San Francisco’s first-in-the-nation ban on e-cigarette sales, scheduled to take effect this week, is weighing heavily on Asad Sharifi, who owns Cheaper Cigarettes in the city’s Sunset District, according to a story in the San Francisco Chronicle.
Sharifi worries he may have to close his business, which sells cigarettes, cigars, pipes and vapes, because it’s poised to lose 40% of its profits.
“I don’t know what the hell I’m going to do,” said Sharifi, who estimates he’ll lose $12,000 this year from vaping items he won’t be able to sell. “I doubt I’d be able to pay rent out here.”

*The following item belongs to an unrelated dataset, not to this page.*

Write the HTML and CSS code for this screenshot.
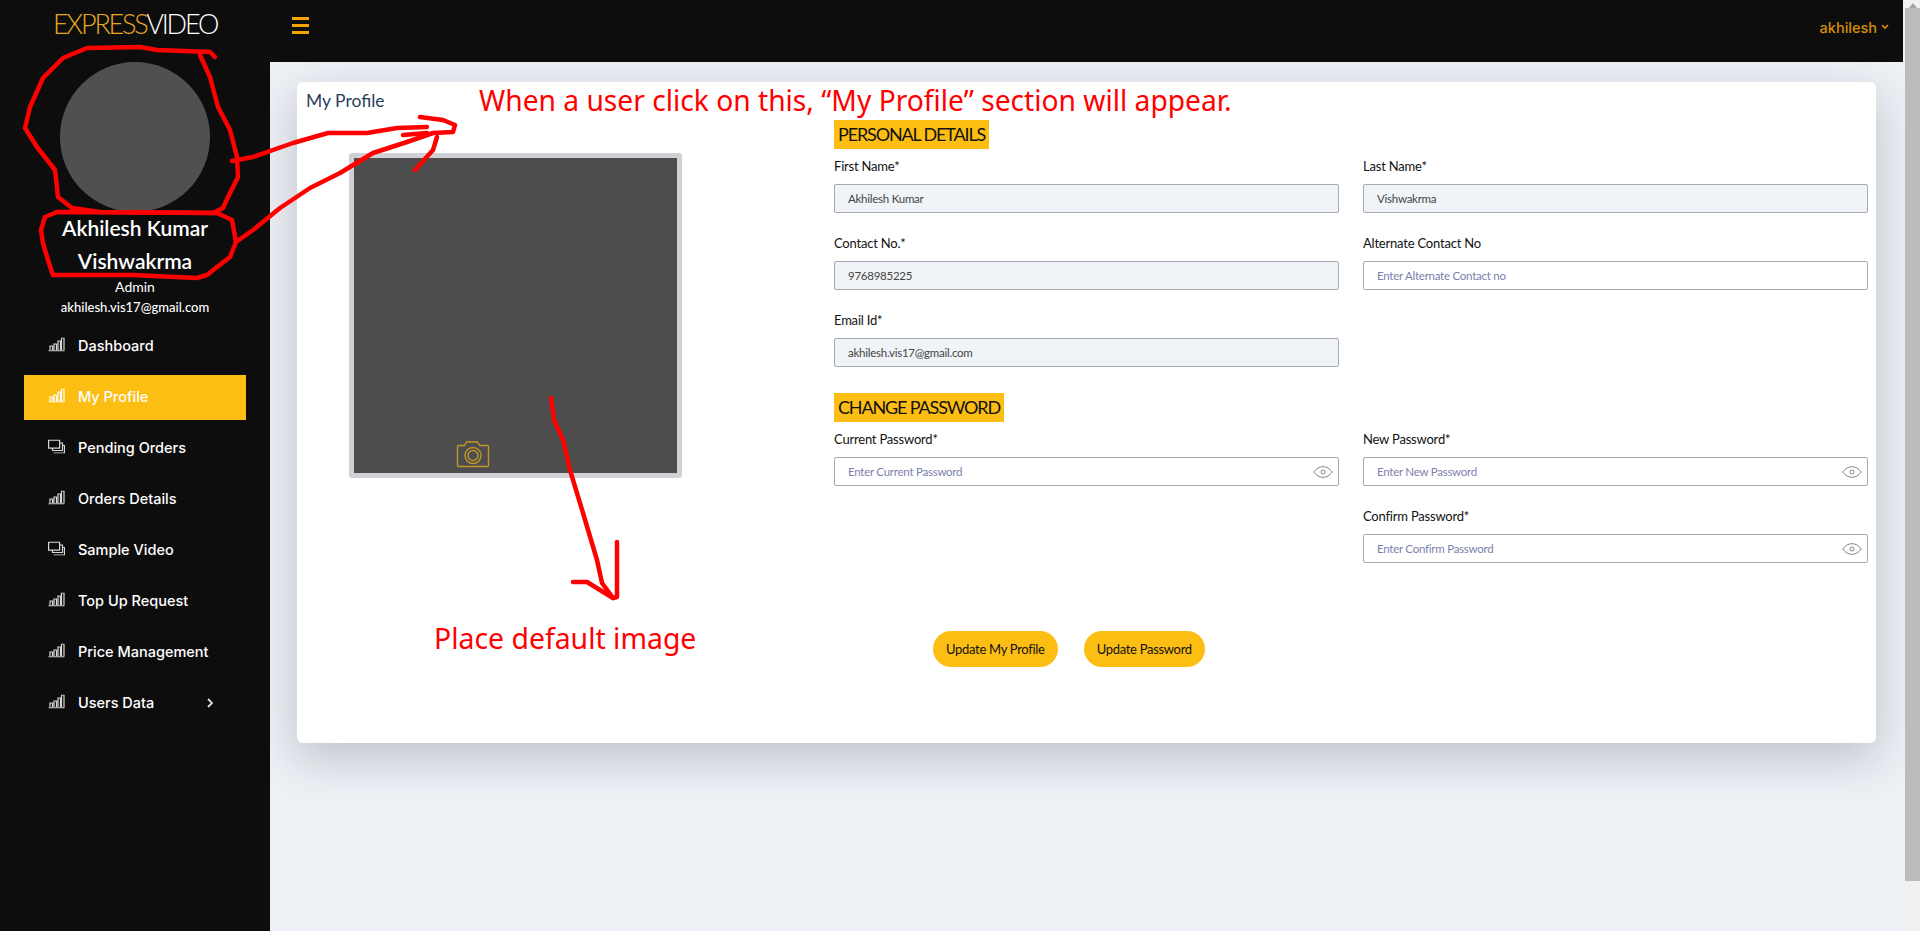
FILE: index.html
```html
<!DOCTYPE html>
<html lang="en">
<head>
    <meta charset="UTF-8">
    <title>My Profile</title>
    <link rel="stylesheet" href="styles.css">
</head>
<body>
    <div class="sidebar">
        <div class="logo"><span class="logo-gold">EXPRESS</span>VIDEO</div>
        <div class="avatar"></div>
        <div class="user-name">Akhilesh Kumar Vishwakrma</div>
        <div class="user-role">Admin</div>
        <div class="user-mail">akhilesh.vis17@gmail.com</div>
        <nav class="nav">
            <a class="nav-item"><svg class="nav-icon" viewBox="0 0 17 14"><use href="#bars"/></svg>Dashboard</a>
            <a class="nav-item active"><svg class="nav-icon" viewBox="0 0 17 14"><use href="#bars"/></svg>My Profile</a>
            <a class="nav-item"><svg class="nav-icon" viewBox="0 0 17 14"><use href="#stack"/></svg>Pending Orders</a>
            <a class="nav-item"><svg class="nav-icon" viewBox="0 0 17 14"><use href="#bars"/></svg>Orders Details</a>
            <a class="nav-item"><svg class="nav-icon" viewBox="0 0 17 14"><use href="#stack"/></svg>Sample Video</a>
            <a class="nav-item"><svg class="nav-icon" viewBox="0 0 17 14"><use href="#bars"/></svg>Top Up Request</a>
            <a class="nav-item"><svg class="nav-icon" viewBox="0 0 17 14"><use href="#bars"/></svg>Price Management</a>
            <a class="nav-item"><svg class="nav-icon" viewBox="0 0 17 14"><use href="#bars"/></svg>Users Data
                <svg class="nav-arrow" viewBox="0 0 6 10"><path d="M1 1l4 4-4 4"/></svg></a>
        </nav>
    </div>

    <div class="main">
        <header class="topbar">
            <div class="burger"><span></span><span></span><span></span></div>
            <div class="account">akhilesh
                <svg class="account-arrow" viewBox="0 0 8 6"><path d="M1 1l3 3 3-3"/></svg></div>
        </header>

        <div class="content">
            <div class="card">
                <div class="photo-col">
                    <h1 class="card-title">My Profile</h1>
                    <div class="photo">
                        <svg class="camera" viewBox="0 0 34 28">
                            <path d="M2.500 5.500h6l2-3.500h11l2 3.500h8a1 1 0 0 1 1 1v19a1 1 0 0 1-1 1h-29a1 1 0 0 1-1-1v-19a1 1 0 0 1 1-1z"/>
                            <circle cx="17" cy="15.500" r="8"/>
                            <circle cx="17" cy="15.500" r="5"/>
                        </svg>
                    </div>
                </div>

                <form class="form-col">
                    <h2 class="section-title">PERSONAL DETAILS</h2>
                    <div class="fields">
                        <div class="field">
                            <label>First Name*</label>
                            <input class="locked" type="text" value="Akhilesh Kumar">
                        </div>
                        <div class="field">
                            <label>Last Name*</label>
                            <input class="locked" type="text" value="Vishwakrma">
                        </div>
                        <div class="field">
                            <label>Contact No.*</label>
                            <input class="locked" type="text" value="9768985225">
                        </div>
                        <div class="field">
                            <label>Alternate Contact No</label>
                            <input type="text" placeholder="Enter Alternate Contact no">
                        </div>
                        <div class="field">
                            <label>Email Id*</label>
                            <input class="locked" type="text" value="akhilesh.vis17@gmail.com">
                        </div>
                    </div>

                    <h2 class="section-title second">CHANGE PASSWORD</h2>
                    <div class="fields">
                        <div class="field">
                            <label>Current Password*</label>
                            <div class="pass-box">
                                <input type="text" placeholder="Enter Current Password">
                                <svg class="eye" viewBox="0 0 20 12"><use href="#eye"/></svg>
                            </div>
                        </div>
                        <div class="field">
                            <label>New Password*</label>
                            <div class="pass-box">
                                <input type="text" placeholder="Enter New Password">
                                <svg class="eye" viewBox="0 0 20 12"><use href="#eye"/></svg>
                            </div>
                        </div>
                        <div class="field confirm">
                            <label>Confirm Password*</label>
                            <div class="pass-box">
                                <input type="text" placeholder="Enter Confirm Password">
                                <svg class="eye" viewBox="0 0 20 12"><use href="#eye"/></svg>
                            </div>
                        </div>
                    </div>

                    <div class="buttons">
                        <button type="button" class="btn">Update My Profile</button>
                        <button type="button" class="btn">Update Password</button>
                    </div>
                </form>
            </div>
        </div>
    </div>

    <div class="scrollbar">
        <div class="scroll-up"></div>
        <div class="scroll-thumb"></div>
    </div>

    <!-- red notes drawn on top of the page -->
    <div class="note note-top">When a user click on this, “My Profile” section will appear.</div>
    <div class="note note-bottom">Place default image</div>
    <svg class="scribble" viewBox="0 0 1920 931">
        <path d="M215 57L210 52 157 50 140 47 87 48 63 58 43 78 30 107 25 128 37 147 55 170 58 197 72 208 100 212 217 213"/>
        <path d="M200 55L210 77 218 107 230 130 237 157 238 177 228 197 223 208 213 213"/>
        <path d="M57 212L217 213 232 220 236 242 230 257 217 267 207 275 197 278 133 275 53 275 48 260 43 243 41 230 45 217Z"/>
        <path d="M232 161L253 157 293 143 328 133 367 133 397 128 427 127"/>
        <path d="M236 242L253 230 280 208 310 188 340 173 373 153 407 142 433 133 453 132 455 125 443 120 420 117"/>
        <path d="M403 135L427 133"/>
        <path d="M437 137L433 150 415 170"/>
        <path d="M551 398L554 420 563 440 570 470 583 513 597 560 602 583 613 598 617 597 617 542"/>
        <path d="M573 582L587 582 613 598"/>
    </svg>

    <svg class="icon-defs">
        <symbol id="bars" viewBox="0 0 17 14">
            <path d="M.5 13.300h16M2 12.500v-4h2.500v4M6 12.500v-6h2.500v6M10 12.500v-9h2.500v9M13.500 12.500v-12h2.500v12" fill="none" stroke="currentColor" stroke-width="1.200"/>
        </symbol>
        <symbol id="stack" viewBox="0 0 17 14">
            <path d="M.6.600h11v8h-11zM12 3.500h2.500v7.500h-10v-2M14.500 6h2v7.500h-11" fill="none" stroke="currentColor" stroke-width="1.200"/>
        </symbol>
        <symbol id="eye" viewBox="0 0 20 12">
            <path d="M.7 6C3.500 2.300 6.500.7 10 .7s6.500 1.600 9.300 5.300c-2.800 3.700-5.800 5.300-9.300 5.300S3.500 9.700.7 6z" fill="none" stroke="currentColor" stroke-width=".9"/>
            <circle cx="10" cy="6" r="2" fill="none" stroke="currentColor" stroke-width=".9"/>
        </symbol>
    </svg>
</body>
</html>
```

FILE: styles.css
```css
* {
    box-sizing: border-box;
}
body {
    margin: 0;
    height: 931px;
    overflow: hidden;
    display: flex;
    background-color: #edf0f5;
    font-family: "Lato", "Noto Sans", sans-serif;
}

/* sidebar */
.sidebar {
    width: 270px;
    flex-shrink: 0;
    background-color: #0e0d0e;
    color: #fff;
    text-align: center;
    position: relative;
    z-index: 2;
}
.logo {
    height: 62px;
    padding-top: 8px;
    font-size: 27px;
    line-height: 32px;
    font-weight: 300;
    letter-spacing: -2.2px;
    color: #fff;
}
.logo-gold {
    color: #e8a820;
}
.avatar {
    width: 150px;
    height: 150px;
    margin: 0 auto;
    border-radius: 50%;
    background-color: #505050;
}
.user-name {
    width: 180px;
    margin: -1px auto 0;
    font-size: 21px;
    line-height: 33px;
    font-weight: 600;
}
.user-role,
.user-mail {
    line-height: 20px;
}
.user-role {
    font-size: 14px;
}
.user-mail {
    font-size: 13px;
    font-weight: 500;
}
.nav {
    margin: 7px 24px 0;
    display: flex;
    flex-direction: column;
    gap: 6px;
}
.nav-item {
    height: 45px;
    padding-left: 24px;
    padding-bottom: 2px;
    display: flex;
    align-items: center;
    font-family: "Inter", sans-serif;
    font-size: 14.5px;
    font-weight: 500;
    color: #fff;
}
.nav-item.active {
    background-color: #fdbe13;
}
.nav-icon {
    width: 17px;
    height: 15px;
    margin-right: 13px;
    margin-top: -2px;
    color: #d8d8d8;
}
.active .nav-icon {
    color: #fff;
}
.nav-arrow {
    width: 6px;
    height: 10px;
    margin-left: auto;
    margin-right: 33px;
    fill: none;
    stroke: #ddd;
    stroke-width: 1.8;
}

/* top bar */
.main {
    flex: 1;
    min-width: 0;
}
.topbar {
    height: 62px;
    margin-right: 2px;
    padding: 17px 22px 0;
    display: flex;
    justify-content: space-between;
    background-color: #0e0d0e;
    position: relative;
    z-index: 1;
}
.burger {
    width: 17px;
    display: flex;
    flex-direction: column;
    gap: 4px;
}
.burger span {
    height: 3px;
    background-color: #f5a500;
}
.account {
    display: flex;
    align-items: center;
    gap: 4px;
    height: 20px;
    margin-right: -8px;
    font-family: "Inter", sans-serif;
    font-size: 14.5px;
    font-weight: 500;
    color: #d98e04;
}
.account-arrow {
    width: 8px;
    height: 6px;
    fill: none;
    stroke: #d98e04;
    stroke-width: 1.6;
}

/* profile card */
.content {
    padding: 20px 29px 0 27px;
}
.card {
    height: 661px;
    display: flex;
    background-color: #fff;
    border-radius: 6px;
    box-shadow: 0 15px 45px rgba(20, 30, 50, 0.22);
}
.photo-col {
    width: 537px;
    flex-shrink: 0;
    padding: 8px 0 0 9px;
}
.card-title {
    margin: 0;
    font-size: 17.5px;
    line-height: 22px;
    font-weight: 400;
    color: #2a3f5c;
}
.photo {
    width: 333px;
    height: 325px;
    margin: 41px 0 0 43px;
    border: 5px solid #d0d0d5;
    border-radius: 3px;
    background-color: #4d4d4d;
    position: relative;
}
.camera {
    position: absolute;
    left: 102px;
    bottom: 5px;
    width: 34px;
    height: 28px;
    fill: none;
    stroke: #c1952a;
    stroke-width: 1.4;
}

/* form */
.form-col {
    flex: 1;
    padding: 38px 8px 0 0;
}
.section-title {
    display: inline-block;
    height: 29px;
    margin: 0 0 7px;
    padding: 0 4px;
    background-color: #fdbe13;
    font-size: 18px;
    line-height: 28px;
    font-weight: 400;
    letter-spacing: -1.15px;
    color: #111;
    vertical-align: top;
}
.section-title.second {
    margin-top: 26px;
}
.fields {
    display: grid;
    grid-template-columns: 505px 505px;
    column-gap: 24px;
    row-gap: 20px;
}
.field label {
    display: block;
    height: 20px;
    margin-bottom: 8px;
    font-size: 13px;
    line-height: 20px;
    letter-spacing: -0.2px;
    color: #111;
}
.field.confirm {
    grid-column: 2;
}
.field input {
    display: block;
    width: 100%;
    height: 29px;
    padding: 0 13px 1px;
    border: 1px solid #a7a9b0;
    border-radius: 2px;
    outline: none;
    background-color: #fff;
    font-family: "Lato", "Noto Sans", sans-serif;
    font-size: 11.5px;
    letter-spacing: -0.25px;
    color: #444;
}
.field input::placeholder {
    color: #7b7fae;
    opacity: 1;
}
.field input.locked {
    background-color: #f0f3f8;
}
.pass-box {
    position: relative;
}
.eye {
    position: absolute;
    right: 6px;
    top: 9px;
    width: 20px;
    height: 12px;
    color: #777;
}
.buttons {
    display: flex;
    gap: 26px;
    margin-top: 68px;
    padding-left: 99px;
}
.btn {
    height: 36px;
    padding: 0 13px;
    border: none;
    border-radius: 18px;
    background-color: #fdbe13;
    font-family: "Lato", "Noto Sans", sans-serif;
    font-size: 13px;
    letter-spacing: -0.3px;
    color: #111;
}

/* scrollbar of the window */
.scrollbar {
    width: 15px;
    flex-shrink: 0;
    background-color: #f1f1f1;
}
.scroll-up {
    width: 0;
    height: 8px;
    margin: 0 auto;
    border-left: 4px solid transparent;
    border-right: 4px solid transparent;
    border-bottom: 5px solid #a3a3a3;
}
.scroll-thumb {
    height: 873px;
    background-color: #bcbcbc;
}

/* red notes */
.note {
    position: absolute;
    z-index: 4;
    color: #f00;
    font-family: "Noto Sans", sans-serif;
    white-space: nowrap;
    line-height: 38px;
}
.note-top {
    left: 479px;
    top: 81px;
    font-size: 28.2px;
}
.note-bottom {
    left: 434px;
    top: 619px;
    font-size: 28.4px;
}
.scribble {
    position: absolute;
    left: 0;
    top: 0;
    width: 1920px;
    height: 931px;
    z-index: 3;
    fill: none;
    stroke: #f00;
    stroke-width: 4.500;
    stroke-linecap: round;
    stroke-linejoin: round;
}
.icon-defs {
    position: absolute;
    width: 0;
    height: 0;
}
```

Similar misgivings have been brewing among the 700-plus tobacco retailers in San Francisco — many of them family-owned and immigrant-owned corner stores, smoke shops and vape shops — since city officials passed an ordinance in June prohibiting the sale of many nicotine vaping products, specifically those that have not been cleared by a Food and Drug Administration review required under federal law, the article states.
The city ordinance, which does not bar the sale of cannabis vaping products, takes effect Wednesday. The law is meant to prevent minors, who are vaping in record numbers, from obtaining the products. Besides imposing restrictions on shops, it also bars e-cigarettes bought online from being shipped to San Francisco addresses.